O Público e o Privado (a propósito do real e do virtual)

Muito interessante a forma como Maria Elisa Sayeg aborda a questão dos blogs e da “partilha da privacidade” e a relaciona com a noção do “cultivo da subjectividade como um produto” típica da sociedade de consumo pós-moderna.

A verdade é que sendo o Ciberespaço um território relativamente novo da experiência e da actividade humanas, a nossa percepção sobre as características e a natureza desse território vai evoluindo mais devagar do que a nossa vivência dele. Muitas pessoas têm, de facto, dificuldade em percepcionar que o que partilham/disponibilizam numa página da Internet está no espaço público global, acessível a todos. Com a agravante de, ao contrário das formas tradicionais de discurso público, o acesso ao autor e a manipulação do “dito” ser incomparavelmente mais fácil no mundo digital em rede.

Mas se existe uma tendência para partilhar mais do espaço privado de cada um, a verdade é que isso não significa que se partilhe uma intimidade ou uma autenticidade do ser. O que as pessoas mostram ao mundo não é o que são, mas o que querem parecer, e o facto de isso ser maioritariamente veiculado através da escrita dá um controlo razoavelmente extenso.

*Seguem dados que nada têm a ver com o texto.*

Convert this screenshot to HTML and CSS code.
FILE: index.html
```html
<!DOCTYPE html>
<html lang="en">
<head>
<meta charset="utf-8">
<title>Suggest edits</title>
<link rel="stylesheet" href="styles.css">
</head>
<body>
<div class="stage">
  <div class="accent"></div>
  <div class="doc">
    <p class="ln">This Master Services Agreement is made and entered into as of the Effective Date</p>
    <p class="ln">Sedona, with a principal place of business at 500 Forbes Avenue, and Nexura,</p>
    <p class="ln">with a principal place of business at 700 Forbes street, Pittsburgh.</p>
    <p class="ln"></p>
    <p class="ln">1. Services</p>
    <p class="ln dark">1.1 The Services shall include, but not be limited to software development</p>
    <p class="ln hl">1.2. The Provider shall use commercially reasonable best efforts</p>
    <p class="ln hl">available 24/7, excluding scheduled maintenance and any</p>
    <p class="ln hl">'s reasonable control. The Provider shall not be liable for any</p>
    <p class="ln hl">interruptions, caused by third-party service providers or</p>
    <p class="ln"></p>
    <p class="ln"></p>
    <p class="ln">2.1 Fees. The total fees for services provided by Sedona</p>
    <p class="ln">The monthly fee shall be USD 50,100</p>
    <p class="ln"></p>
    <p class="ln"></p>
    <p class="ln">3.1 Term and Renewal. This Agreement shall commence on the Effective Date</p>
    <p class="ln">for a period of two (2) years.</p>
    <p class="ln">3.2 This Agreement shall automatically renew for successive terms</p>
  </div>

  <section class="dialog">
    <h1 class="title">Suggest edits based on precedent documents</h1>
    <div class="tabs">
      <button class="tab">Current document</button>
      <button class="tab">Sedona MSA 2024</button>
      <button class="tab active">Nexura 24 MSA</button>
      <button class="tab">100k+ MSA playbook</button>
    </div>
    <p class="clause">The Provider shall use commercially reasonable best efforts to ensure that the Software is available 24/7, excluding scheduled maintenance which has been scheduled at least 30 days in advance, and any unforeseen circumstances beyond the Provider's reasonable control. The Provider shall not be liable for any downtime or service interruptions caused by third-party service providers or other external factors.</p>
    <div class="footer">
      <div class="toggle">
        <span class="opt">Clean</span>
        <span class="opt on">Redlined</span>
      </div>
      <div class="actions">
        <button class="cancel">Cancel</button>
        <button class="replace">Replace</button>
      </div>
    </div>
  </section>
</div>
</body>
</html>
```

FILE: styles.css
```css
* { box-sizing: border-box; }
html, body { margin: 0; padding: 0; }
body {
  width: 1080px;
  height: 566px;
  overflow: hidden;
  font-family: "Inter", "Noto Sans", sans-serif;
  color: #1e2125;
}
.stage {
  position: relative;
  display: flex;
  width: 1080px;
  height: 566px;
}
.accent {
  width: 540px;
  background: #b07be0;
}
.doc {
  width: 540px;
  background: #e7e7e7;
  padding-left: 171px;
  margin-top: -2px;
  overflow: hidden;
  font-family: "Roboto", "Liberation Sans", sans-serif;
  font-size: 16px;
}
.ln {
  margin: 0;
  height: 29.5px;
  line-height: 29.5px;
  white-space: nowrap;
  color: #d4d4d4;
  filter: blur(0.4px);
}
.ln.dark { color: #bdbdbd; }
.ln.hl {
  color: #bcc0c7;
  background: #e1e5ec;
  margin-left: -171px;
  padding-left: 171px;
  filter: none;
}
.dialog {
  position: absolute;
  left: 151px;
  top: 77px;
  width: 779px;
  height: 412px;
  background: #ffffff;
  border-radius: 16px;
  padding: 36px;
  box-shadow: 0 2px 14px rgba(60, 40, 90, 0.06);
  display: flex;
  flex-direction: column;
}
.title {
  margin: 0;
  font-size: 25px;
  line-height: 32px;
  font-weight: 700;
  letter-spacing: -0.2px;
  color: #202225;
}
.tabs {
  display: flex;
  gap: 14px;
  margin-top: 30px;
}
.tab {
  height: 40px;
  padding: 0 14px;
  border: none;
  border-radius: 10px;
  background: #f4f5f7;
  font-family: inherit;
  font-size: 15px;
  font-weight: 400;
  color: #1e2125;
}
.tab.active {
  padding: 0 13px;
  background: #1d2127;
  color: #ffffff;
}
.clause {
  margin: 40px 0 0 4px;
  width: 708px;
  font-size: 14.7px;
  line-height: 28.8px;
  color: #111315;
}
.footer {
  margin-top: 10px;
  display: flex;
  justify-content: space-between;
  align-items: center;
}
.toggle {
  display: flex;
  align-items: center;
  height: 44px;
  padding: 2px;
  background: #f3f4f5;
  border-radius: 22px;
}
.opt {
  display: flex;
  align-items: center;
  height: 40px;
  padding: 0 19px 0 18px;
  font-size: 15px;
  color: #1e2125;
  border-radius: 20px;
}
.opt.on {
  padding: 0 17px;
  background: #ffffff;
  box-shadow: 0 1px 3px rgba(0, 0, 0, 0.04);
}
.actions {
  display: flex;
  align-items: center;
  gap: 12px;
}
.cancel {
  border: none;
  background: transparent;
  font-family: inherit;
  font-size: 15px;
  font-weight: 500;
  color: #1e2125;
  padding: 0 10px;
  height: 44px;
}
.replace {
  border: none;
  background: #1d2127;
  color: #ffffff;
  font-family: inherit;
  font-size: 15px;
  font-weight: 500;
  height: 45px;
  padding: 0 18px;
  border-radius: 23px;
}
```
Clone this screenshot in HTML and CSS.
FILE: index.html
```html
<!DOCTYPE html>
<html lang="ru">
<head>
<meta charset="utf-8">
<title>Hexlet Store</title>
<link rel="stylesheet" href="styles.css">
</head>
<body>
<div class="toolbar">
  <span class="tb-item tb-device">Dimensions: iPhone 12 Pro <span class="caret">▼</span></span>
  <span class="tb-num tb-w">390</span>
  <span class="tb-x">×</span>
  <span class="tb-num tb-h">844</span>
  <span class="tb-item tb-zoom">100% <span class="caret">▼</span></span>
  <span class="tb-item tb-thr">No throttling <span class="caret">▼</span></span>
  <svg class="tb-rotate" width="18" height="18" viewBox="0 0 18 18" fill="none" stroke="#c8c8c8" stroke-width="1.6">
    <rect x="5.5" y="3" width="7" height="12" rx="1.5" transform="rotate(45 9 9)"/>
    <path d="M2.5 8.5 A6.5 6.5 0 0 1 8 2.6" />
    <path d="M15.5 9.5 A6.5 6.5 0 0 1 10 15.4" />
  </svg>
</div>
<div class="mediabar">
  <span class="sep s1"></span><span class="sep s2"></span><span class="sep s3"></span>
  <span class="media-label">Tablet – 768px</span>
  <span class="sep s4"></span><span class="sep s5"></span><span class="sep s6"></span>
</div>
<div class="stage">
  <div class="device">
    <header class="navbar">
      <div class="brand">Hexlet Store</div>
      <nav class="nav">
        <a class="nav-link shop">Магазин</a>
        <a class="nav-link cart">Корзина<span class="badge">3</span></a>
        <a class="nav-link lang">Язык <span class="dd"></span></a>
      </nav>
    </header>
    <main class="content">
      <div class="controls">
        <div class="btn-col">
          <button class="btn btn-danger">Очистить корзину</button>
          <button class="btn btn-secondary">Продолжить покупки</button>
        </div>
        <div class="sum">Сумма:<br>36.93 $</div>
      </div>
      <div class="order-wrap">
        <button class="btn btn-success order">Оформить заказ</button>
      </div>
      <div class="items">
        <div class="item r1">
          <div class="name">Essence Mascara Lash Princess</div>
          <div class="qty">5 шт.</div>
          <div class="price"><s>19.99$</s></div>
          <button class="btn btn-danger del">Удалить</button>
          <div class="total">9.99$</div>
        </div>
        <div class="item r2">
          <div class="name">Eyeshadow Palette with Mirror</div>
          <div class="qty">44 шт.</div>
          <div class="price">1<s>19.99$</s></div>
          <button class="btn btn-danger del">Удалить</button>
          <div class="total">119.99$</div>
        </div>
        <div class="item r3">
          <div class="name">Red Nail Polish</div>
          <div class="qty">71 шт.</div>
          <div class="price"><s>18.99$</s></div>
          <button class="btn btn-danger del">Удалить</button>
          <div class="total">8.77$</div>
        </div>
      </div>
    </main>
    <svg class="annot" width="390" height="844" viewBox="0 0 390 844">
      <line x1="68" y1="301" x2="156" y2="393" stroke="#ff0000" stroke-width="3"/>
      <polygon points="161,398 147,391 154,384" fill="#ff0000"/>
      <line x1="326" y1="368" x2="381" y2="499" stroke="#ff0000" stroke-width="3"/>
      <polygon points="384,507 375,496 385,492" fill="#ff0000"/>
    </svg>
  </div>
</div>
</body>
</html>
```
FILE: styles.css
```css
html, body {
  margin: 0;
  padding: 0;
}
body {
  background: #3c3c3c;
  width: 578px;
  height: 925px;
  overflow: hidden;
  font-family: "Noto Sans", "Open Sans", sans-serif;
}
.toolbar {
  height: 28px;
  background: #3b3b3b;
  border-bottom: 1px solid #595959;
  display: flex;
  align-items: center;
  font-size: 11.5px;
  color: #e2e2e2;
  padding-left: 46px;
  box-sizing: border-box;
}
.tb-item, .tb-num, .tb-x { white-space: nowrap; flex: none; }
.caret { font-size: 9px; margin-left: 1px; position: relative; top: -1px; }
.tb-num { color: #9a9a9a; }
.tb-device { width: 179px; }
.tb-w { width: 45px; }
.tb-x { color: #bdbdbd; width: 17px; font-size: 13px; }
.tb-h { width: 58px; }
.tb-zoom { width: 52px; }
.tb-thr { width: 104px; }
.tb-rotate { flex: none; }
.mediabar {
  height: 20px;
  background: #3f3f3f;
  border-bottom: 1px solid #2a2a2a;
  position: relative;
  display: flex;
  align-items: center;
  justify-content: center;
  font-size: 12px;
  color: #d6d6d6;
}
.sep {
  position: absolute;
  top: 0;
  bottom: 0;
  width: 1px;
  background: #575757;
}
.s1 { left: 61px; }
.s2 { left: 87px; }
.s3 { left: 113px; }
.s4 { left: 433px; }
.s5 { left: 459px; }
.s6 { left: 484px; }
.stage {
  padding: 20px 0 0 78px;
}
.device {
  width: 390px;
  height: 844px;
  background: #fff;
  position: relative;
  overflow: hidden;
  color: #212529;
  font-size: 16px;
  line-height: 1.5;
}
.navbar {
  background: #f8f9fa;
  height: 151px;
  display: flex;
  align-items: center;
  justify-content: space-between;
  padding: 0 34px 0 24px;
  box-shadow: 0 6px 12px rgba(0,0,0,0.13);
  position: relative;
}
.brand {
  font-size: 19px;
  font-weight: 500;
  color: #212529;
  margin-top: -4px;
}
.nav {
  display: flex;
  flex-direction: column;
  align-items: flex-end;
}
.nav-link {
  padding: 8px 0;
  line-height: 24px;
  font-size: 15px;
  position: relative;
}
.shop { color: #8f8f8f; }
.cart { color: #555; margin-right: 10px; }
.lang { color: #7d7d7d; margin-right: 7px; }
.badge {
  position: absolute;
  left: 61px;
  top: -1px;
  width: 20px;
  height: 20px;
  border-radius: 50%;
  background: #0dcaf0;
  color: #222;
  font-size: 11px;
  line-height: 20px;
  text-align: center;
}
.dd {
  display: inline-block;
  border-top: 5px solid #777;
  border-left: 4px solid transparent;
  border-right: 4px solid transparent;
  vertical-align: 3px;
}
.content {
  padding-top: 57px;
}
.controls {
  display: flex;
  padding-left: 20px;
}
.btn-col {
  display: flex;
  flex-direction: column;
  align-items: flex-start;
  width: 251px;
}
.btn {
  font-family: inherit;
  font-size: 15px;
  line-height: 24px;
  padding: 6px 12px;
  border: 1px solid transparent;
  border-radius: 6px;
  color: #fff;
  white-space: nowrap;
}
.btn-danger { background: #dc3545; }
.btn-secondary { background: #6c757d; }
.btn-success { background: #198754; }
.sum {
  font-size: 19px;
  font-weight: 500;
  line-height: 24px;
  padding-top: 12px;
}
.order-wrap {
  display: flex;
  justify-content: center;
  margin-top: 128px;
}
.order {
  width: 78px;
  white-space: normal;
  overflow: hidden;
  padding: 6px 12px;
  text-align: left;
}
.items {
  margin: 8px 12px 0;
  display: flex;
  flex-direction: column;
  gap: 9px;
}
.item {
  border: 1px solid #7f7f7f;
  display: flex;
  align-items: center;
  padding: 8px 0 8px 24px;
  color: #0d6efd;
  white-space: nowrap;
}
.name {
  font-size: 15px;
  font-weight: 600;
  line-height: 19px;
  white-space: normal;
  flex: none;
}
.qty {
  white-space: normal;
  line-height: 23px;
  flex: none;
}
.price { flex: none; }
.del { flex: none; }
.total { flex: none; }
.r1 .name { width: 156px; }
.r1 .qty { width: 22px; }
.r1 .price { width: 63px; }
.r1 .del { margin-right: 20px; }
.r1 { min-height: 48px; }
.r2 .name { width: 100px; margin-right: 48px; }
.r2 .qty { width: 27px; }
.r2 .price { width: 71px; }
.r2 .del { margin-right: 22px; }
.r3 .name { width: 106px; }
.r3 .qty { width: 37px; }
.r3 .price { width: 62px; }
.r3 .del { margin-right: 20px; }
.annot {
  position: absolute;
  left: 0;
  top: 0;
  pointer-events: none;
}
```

Mesmo quando se usam imagens ou video, como o caso referido de Jenni, o que se conclui é que ela está a partilhar uma pseudo-privacidade, uma ilusão de intimidade – o que vemos é a superfície das coisas (os objectos, os espaços). Ou seja, mostra-se mas não se revela.

Vários destes aspectos, aliás – a fragmentaridade do sujeito, a multiplicidade de identidades (ou a instabilidade da noção de identidade), a permeabilidade entre o espaço público e o espaço privado, a encenação do ser que se quer parecer, etc. – são, como discutimos em CE a propósito do Lévy, marcas da cultura pós-moderna, estabilizadas e reconhecíveis muito antes de a Internet exisir e estar disseminada. O que parece acontecer é que a natureza do digital (dada a sua modularidade e transformabilidade), por um lado, e as possibilidades de comunicação multi-lateral das redes criaram um espaço muito adequado à expressão e desenvolvimento destes aspectos. Nesse sentido, é interessante lembrar o que diz Castells:

Os sistemas tecnológicos produzem-se socialmente e a produção social é determinada pela cultura.

Sem negar, naturalmente, que a utilização das tecnologias (a vivência do território) possui depois uma dinâmica própria que gera transformações e produz formas novas de expressão cultural e social.